The drawings, which historians say may be the most important Galileo find in more than a century, are in a specimen of Galileo’s volume that had long been secreted away in the collection of an anonymous South American. At the request of New York-based rare-books dealer Richard Lan, who now owns it, Bredekamp and his associates examined the drawings over the course of two years, dating paper and ink and comparing brushstrokes with other known Galileo sketches. Bredekamp believes that Galileo, who was overseeing the printing of Sidereus Nuncius, drew the moons on the pages of a proof of the work where copper engravings would subsequently be added for the first edition. Lan, who won’t divulge further details about the previous owner, says the original drawings make the specimen “an acquisition of a lifetime,” since “so little related to a personal aspect of Galileo is on the market.” The book will go on show at his Manhattan gallery for a week in September, says Lan, and will carry a price tag of at least $10 million. He notes that past Galileo volumes have sold there for anywhere from $5,000 to $1 million.

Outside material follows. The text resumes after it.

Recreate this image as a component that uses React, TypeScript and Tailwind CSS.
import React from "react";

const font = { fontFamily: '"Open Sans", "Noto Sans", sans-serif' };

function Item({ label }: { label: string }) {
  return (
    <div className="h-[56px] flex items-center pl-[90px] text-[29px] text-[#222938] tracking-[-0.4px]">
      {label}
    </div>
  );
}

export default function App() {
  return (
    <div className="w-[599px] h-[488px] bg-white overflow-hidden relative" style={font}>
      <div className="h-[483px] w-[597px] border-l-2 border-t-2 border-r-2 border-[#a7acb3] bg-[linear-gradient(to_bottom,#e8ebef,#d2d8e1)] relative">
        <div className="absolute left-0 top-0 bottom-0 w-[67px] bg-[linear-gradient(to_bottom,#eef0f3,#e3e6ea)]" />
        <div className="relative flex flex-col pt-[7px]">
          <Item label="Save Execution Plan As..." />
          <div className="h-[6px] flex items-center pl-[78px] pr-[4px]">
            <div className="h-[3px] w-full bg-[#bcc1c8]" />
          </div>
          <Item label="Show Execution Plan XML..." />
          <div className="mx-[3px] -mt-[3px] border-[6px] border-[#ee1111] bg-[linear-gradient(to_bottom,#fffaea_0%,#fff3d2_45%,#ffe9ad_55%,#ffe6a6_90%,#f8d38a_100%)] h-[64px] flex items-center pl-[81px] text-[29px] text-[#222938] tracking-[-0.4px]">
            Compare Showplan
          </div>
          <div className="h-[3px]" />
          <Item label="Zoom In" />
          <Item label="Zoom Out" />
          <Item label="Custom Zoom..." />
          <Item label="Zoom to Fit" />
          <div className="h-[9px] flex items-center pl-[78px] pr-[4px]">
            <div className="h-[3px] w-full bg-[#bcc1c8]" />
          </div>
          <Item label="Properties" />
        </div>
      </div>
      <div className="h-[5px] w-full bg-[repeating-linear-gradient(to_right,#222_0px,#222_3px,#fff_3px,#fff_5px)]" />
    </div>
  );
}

Though drawings featured prominently in Galileo’s work, his role as artist and draftsman has until now been little more than a footnote in accounts of his life. The native of Pisa, Italy, born in 1564, would eventually be celebrated (and castigated) for his controversial celestial discoveries, his advocacy for an experiment-based approach to the natural world, and his complicated and combative relationship with the Church. Yet his artistic bent was central to his life, too. William Shea, who holds the Galileo Chair in History of Science at the University of Padua, notes that as a teenager the future scientist received comprehensive training as a draftsman, and would eventually count prominent Renaissance artists and architects among his best friends. Late in life, Galileo told his assistant that if he could have pursued any profession, he would have been a painter. “There are so many official documents that are used to recount Galileo’s life,” says Shea, who has penned several Galileo biographies. “But he is at his most moving when he’s talking to artists.”

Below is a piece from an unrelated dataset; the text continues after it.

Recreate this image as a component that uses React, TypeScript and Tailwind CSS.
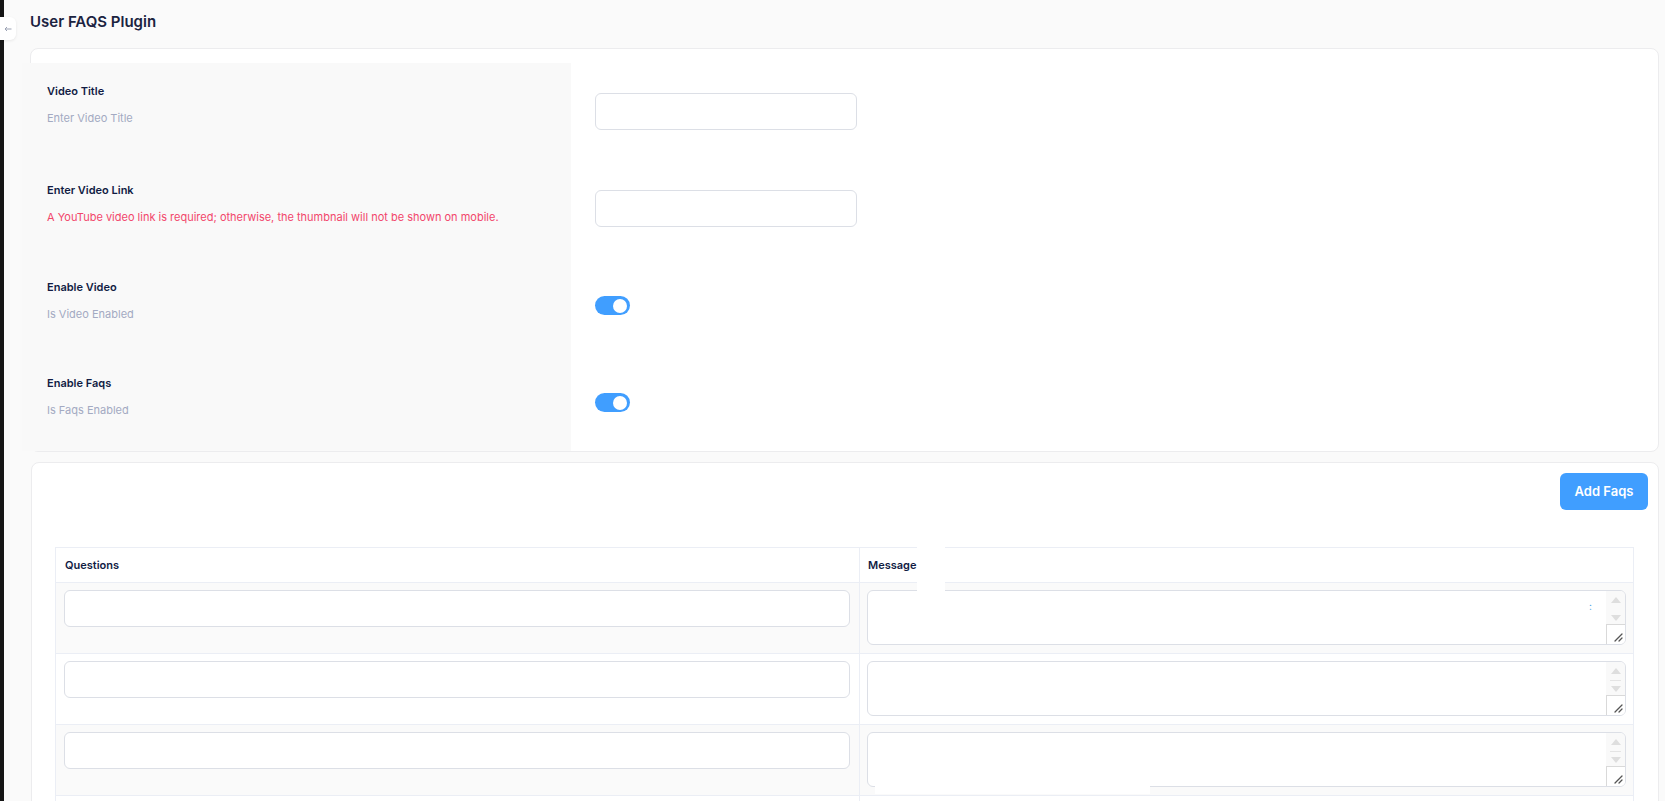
import { useState } from 'react';

interface SettingRow {
  id: string;
  label: string;
  hint: string;
  hintClass: string;
  blockClass: string;
  kind: 'input' | 'switch';
}

const SETTINGS: SettingRow[] = [
  {
    id: 'title',
    label: 'Video Title',
    hint: 'Enter Video Title',
    hintClass: 'text-[#a3aac2]',
    blockClass: 'pb-[14px]',
    kind: 'input',
  },
  {
    id: 'link',
    label: 'Enter Video Link',
    hint: 'A YouTube video link is required; otherwise, the thumbnail will not be shown on mobile.',
    hintClass: 'text-[#f2466b]',
    blockClass: 'pb-[10px]',
    kind: 'input',
  },
  {
    id: 'video',
    label: 'Enable Video',
    hint: 'Is Video Enabled',
    hintClass: 'text-[#a3aac2]',
    blockClass: 'pb-[10px]',
    kind: 'switch',
  },
  {
    id: 'faqs',
    label: 'Enable Faqs',
    hint: 'Is Faqs Enabled',
    hintClass: 'text-[#a3aac2]',
    blockClass: 'pb-[12px]',
    kind: 'switch',
  },
];

function Toggle({ on, onChange }: { on: boolean; onChange: () => void }) {
  return (
    <button
      type="button"
      onClick={onChange}
      className={`relative flex h-[19px] w-[35px] items-center rounded-full px-[3px] ${
        on ? 'justify-end bg-[#409eff]' : 'justify-start bg-[#dcdfe6]'
      }`}
    >
      <span className="block h-[14px] w-[14px] rounded-full bg-white" />
    </button>
  );
}

function MessageBox({ divider }: { divider: boolean }) {
  return (
    <div className="flex h-[55px] w-full overflow-hidden rounded-md border border-[#dcdfe6] bg-white">
      <textarea className="h-full flex-1 resize-none bg-transparent px-3 py-2 text-[12px] outline-none" />
      <div className="flex w-[19px] flex-col bg-[#f9f9f9]">
        <div className="flex flex-1 flex-col items-center justify-between pt-[6px] pb-[3px]">
          <span className="h-0 w-0 border-x-[5px] border-b-[6px] border-x-transparent border-b-[#dedede]" />
          {divider && <span className="h-px w-[11px] bg-[#e4e4e4]" />}
          <span className="h-0 w-0 border-x-[5px] border-t-[6px] border-x-transparent border-t-[#dedede]" />
        </div>
        <div className="flex h-[20px] items-end justify-end border-t border-l border-[#d9d9d9] bg-white pr-[2px] pb-[2px]">
          <svg width="10" height="10" viewBox="0 0 10 10">
            <path d="M9 2 L2 9 M9 6 L6 9" stroke="#555" strokeWidth="1.3" strokeLinecap="round" />
          </svg>
        </div>
      </div>
    </div>
  );
}

export default function App() {
  const [switches, setSwitches] = useState<Record<string, boolean>>({ video: true, faqs: true });
  const faqRows = [1, 2, 3, 4];

  return (
    <div className="relative flex min-h-screen bg-[#fafafa] font-['Inter','Noto_Sans',sans-serif]">
      <aside className="w-[4px] shrink-0 bg-[#151515]" />

      {/* collapse button over the sidebar edge */}
      <button
        type="button"
        className="absolute top-[17px] left-0 flex h-[23px] w-4 items-center justify-center rounded-r-md bg-white shadow-[0_1px_3px_rgba(0,0,0,0.08)]"
      >
        <svg width="8" height="6" viewBox="0 0 8 6">
          <path d="M7.5 3 H1 M3 1 L1 3 L3 5" stroke="#9aa1b3" strokeWidth="1" fill="none" />
        </svg>
      </button>

      <main className="flex-1 pt-3 pr-[6px] pb-10 pl-[26px]">
        <h1 className="mb-4 text-[15px] leading-5 font-semibold text-[#1b2340]">User FAQS Plugin</h1>

        {/* Settings Card */}
        <div className="rounded-lg border border-[#ececee] bg-white pt-[14px]">
          <div className="-ml-[9px]">
            {SETTINGS.map((row) => (
              <div key={row.id} className="grid h-[97px] grid-cols-[549px_1fr]">
                <div className={`flex flex-col justify-center bg-[#f9f9f9] pl-[25px] ${row.blockClass}`}>
                  <div className="text-[11px] leading-4 font-semibold text-[#111c44]">{row.label}</div>
                  <div className={`mt-[11px] text-[11px] leading-4 ${row.hintClass}`}>{row.hint}</div>
                </div>
                <div className="flex items-center pl-6">
                  {row.kind === 'input' ? (
                    <input className="h-[37px] w-[262px] rounded-md border border-[#dcdfe6] bg-white px-3 text-[12px] outline-none" />
                  ) : (
                    <Toggle
                      on={!!switches[row.id]}
                      onChange={() => setSwitches((s) => ({ ...s, [row.id]: !s[row.id] }))}
                    />
                  )}
                </div>
              </div>
            ))}
          </div>
        </div>

        {/* FAQ Card */}
        <div className="mt-[10px] ml-px rounded-lg border border-[#ececee] bg-white pt-[10px] pr-[10px] pb-6 pl-[23px]">
          <div className="flex justify-end">
            <button
              type="button"
              className="h-[37px] w-[88px] rounded-md bg-[#409eff] text-[13px] font-semibold text-white"
            >
              Add Faqs
            </button>
          </div>

          <div className="mt-[37px] mr-[14px] border border-[#ebeef5]">
            <div className="grid h-[35px] grid-cols-[804px_1fr] border-b border-[#ebeef5] bg-white">
              <div className="flex items-center border-r border-[#ebeef5] pl-[9px] text-[11px] font-semibold text-[#111c44]">
                Questions
              </div>
              <div className="flex items-center pl-2 text-[11px] font-semibold text-[#111c44]">Message</div>
            </div>
            {faqRows.map((n) => (
              <div
                key={n}
                className={`grid h-[71px] grid-cols-[804px_1fr] border-b border-[#ebeef5] ${
                  n % 2 === 1 ? 'bg-[#fafafa]' : 'bg-white'
                }`}
              >
                <div className="border-r border-[#ebeef5] pt-[7px] pr-[9px] pl-2">
                  <input className="h-[37px] w-full rounded-md border border-[#dcdfe6] bg-white px-3 text-[12px] outline-none" />
                </div>
                <div className="px-[7px] pt-[7px]">
                  <MessageBox divider={n !== 1} />
                </div>
              </div>
            ))}
          </div>
        </div>
      </main>

      {/* stray marks captured in the screenshot */}
      <div className="absolute top-[545px] left-[917px] h-[46px] w-[28px] bg-white" />
      <div className="absolute top-[783px] left-[875px] h-[11px] w-[275px] bg-white" />
      <div className="absolute top-[601px] left-[1589px] text-[10px] leading-none text-[#4aa3e8]">:</div>
    </div>
  );
}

Bredekamp, a scholar of both art history and the history of science, says this latest find shows vividly how art and science worked together in Galileo’s mind. “It’s not that Galileo used drawing just to illustrate the ideas he had already discovered, but that through the movement of his hand he became aware of what he was seeing,” says Bredekamp. “Ideas come through drawing.” That is something any doodler knows well. But few drawings have ever yielded ideas as revolutionary as those of Galileo.